**WHAT YOU HAVE TO DO:** In the listing that follows, retype every line from the first through the one containing "React.ReactNode; depth: 0". Pictures are to be left out.

**SOURCE DATA:**
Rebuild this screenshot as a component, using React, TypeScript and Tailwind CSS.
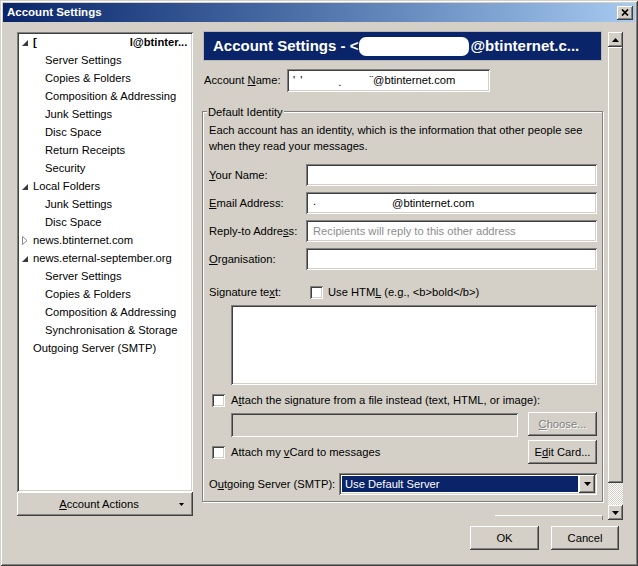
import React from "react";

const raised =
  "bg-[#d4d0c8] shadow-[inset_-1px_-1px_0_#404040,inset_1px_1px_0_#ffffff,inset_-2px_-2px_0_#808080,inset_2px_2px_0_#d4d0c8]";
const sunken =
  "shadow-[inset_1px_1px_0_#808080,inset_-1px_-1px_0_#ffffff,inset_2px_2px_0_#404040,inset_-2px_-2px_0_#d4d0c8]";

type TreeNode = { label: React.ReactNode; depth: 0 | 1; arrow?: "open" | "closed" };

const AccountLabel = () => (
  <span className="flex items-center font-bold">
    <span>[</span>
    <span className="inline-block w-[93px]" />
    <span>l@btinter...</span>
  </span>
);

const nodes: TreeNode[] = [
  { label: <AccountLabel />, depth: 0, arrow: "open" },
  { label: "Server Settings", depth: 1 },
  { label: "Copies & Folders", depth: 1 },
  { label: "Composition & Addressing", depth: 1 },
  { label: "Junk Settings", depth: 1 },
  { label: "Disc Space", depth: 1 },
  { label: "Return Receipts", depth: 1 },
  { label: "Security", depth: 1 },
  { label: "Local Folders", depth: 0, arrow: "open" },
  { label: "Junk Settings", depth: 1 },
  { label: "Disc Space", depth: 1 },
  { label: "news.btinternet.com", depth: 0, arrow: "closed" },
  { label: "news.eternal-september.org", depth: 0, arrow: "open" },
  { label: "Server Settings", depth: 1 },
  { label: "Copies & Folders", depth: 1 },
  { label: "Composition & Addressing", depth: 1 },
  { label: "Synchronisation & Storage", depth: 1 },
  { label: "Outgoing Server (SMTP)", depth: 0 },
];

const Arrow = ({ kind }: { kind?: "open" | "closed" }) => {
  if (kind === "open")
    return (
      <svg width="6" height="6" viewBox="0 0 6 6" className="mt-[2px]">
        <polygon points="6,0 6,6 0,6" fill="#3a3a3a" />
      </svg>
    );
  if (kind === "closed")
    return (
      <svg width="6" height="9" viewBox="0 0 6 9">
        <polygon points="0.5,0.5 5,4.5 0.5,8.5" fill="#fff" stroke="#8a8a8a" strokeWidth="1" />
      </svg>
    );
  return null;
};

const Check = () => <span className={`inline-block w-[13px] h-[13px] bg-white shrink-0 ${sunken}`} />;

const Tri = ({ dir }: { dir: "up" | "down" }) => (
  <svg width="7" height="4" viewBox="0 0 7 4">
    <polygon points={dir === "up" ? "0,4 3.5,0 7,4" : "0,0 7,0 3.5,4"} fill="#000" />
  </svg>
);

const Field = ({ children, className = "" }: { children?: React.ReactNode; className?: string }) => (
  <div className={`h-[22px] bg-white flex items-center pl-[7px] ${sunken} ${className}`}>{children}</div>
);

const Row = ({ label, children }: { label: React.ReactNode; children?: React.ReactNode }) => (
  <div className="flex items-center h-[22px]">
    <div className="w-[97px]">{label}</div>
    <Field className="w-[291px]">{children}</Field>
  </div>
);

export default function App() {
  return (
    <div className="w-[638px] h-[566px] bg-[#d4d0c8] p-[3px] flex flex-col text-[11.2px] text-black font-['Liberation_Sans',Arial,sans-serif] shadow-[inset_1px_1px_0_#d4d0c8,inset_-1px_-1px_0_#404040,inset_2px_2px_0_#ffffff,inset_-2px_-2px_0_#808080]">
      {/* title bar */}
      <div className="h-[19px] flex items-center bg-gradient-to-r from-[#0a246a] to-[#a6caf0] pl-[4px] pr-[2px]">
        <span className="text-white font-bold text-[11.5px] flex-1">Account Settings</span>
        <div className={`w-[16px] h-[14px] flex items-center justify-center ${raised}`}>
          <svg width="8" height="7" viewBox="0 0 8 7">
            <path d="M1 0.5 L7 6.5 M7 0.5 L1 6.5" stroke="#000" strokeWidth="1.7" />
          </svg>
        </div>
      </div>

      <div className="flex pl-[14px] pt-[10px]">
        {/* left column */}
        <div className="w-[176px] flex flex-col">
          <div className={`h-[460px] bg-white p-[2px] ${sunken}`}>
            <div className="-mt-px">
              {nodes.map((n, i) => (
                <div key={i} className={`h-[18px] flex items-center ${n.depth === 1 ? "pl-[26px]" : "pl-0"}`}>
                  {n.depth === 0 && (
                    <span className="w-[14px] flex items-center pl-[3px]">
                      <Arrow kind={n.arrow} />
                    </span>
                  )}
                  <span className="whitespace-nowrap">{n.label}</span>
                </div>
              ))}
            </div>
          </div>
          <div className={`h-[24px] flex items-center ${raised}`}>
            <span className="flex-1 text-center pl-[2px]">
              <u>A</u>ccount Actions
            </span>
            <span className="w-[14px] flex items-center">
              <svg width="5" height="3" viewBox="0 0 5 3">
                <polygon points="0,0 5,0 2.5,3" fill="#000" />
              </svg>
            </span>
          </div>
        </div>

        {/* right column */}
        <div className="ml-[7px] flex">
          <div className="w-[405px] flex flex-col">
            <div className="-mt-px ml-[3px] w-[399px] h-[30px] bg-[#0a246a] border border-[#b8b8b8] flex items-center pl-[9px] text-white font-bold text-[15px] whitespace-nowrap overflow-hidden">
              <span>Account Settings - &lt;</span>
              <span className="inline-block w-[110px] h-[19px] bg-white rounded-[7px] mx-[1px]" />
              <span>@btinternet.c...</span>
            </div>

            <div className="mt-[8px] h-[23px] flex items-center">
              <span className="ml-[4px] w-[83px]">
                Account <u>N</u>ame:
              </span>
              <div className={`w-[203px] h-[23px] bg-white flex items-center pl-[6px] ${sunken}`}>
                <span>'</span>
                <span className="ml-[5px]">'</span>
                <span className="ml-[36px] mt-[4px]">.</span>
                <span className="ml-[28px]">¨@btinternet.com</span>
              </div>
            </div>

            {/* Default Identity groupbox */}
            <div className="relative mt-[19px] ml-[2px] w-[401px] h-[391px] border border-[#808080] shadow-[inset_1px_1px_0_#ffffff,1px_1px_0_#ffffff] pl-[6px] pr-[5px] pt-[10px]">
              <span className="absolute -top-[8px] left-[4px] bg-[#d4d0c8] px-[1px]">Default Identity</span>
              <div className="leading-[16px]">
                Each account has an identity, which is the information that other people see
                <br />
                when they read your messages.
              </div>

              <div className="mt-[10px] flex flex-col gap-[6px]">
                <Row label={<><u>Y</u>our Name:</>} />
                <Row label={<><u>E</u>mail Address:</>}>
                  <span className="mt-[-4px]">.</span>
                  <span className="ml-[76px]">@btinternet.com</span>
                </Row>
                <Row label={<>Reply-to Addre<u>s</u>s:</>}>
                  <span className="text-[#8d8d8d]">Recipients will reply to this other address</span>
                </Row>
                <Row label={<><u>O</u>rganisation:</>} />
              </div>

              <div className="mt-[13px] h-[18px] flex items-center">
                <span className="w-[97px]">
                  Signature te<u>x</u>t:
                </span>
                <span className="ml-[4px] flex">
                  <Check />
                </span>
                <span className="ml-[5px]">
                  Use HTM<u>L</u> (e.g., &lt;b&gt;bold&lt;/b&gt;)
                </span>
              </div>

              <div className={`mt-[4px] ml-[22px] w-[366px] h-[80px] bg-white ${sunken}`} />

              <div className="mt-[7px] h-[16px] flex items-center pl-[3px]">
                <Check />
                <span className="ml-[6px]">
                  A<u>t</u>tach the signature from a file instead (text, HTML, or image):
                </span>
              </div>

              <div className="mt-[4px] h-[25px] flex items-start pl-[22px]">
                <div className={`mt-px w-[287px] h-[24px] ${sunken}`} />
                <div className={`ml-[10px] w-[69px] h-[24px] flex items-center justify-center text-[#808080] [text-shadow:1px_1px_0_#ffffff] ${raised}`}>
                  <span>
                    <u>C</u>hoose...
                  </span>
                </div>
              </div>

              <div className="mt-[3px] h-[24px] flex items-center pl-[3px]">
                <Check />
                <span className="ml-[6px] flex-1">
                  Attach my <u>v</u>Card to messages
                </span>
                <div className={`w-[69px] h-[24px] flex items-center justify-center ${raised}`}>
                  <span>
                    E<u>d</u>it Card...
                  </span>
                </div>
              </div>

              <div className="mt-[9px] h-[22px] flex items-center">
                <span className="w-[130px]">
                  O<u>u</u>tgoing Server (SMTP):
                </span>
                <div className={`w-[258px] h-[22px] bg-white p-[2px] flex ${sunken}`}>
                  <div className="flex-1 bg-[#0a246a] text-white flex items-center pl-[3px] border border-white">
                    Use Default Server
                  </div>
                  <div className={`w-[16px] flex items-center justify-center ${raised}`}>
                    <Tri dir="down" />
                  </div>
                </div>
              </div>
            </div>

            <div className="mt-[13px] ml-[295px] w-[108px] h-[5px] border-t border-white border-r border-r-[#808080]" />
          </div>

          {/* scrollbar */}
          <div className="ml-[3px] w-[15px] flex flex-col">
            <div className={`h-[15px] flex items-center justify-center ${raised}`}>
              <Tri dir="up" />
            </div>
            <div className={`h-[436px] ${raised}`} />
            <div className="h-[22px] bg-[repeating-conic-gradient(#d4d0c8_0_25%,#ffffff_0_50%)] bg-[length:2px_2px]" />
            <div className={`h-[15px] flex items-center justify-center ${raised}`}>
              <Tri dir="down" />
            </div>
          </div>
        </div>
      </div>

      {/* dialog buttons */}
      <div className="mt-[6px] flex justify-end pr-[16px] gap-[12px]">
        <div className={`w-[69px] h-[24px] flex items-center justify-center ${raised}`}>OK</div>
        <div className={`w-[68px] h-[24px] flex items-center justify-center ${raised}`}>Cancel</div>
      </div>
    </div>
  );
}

**ANSWER TO THE PROBLEM:**
Rebuild this screenshot as a component, using React, TypeScript and Tailwind CSS.
import React from "react";

const raised =
  "bg-[#d4d0c8] shadow-[inset_-1px_-1px_0_#404040,inset_1px_1px_0_#ffffff,inset_-2px_-2px_0_#808080,inset_2px_2px_0_#d4d0c8]";
const sunken =
  "shadow-[inset_1px_1px_0_#808080,inset_-1px_-1px_0_#ffffff,inset_2px_2px_0_#404040,inset_-2px_-2px_0_#d4d0c8]";

type TreeNode = { label: React.ReactNode; depth: 0 | 1; arrow?: "open" | "closed" };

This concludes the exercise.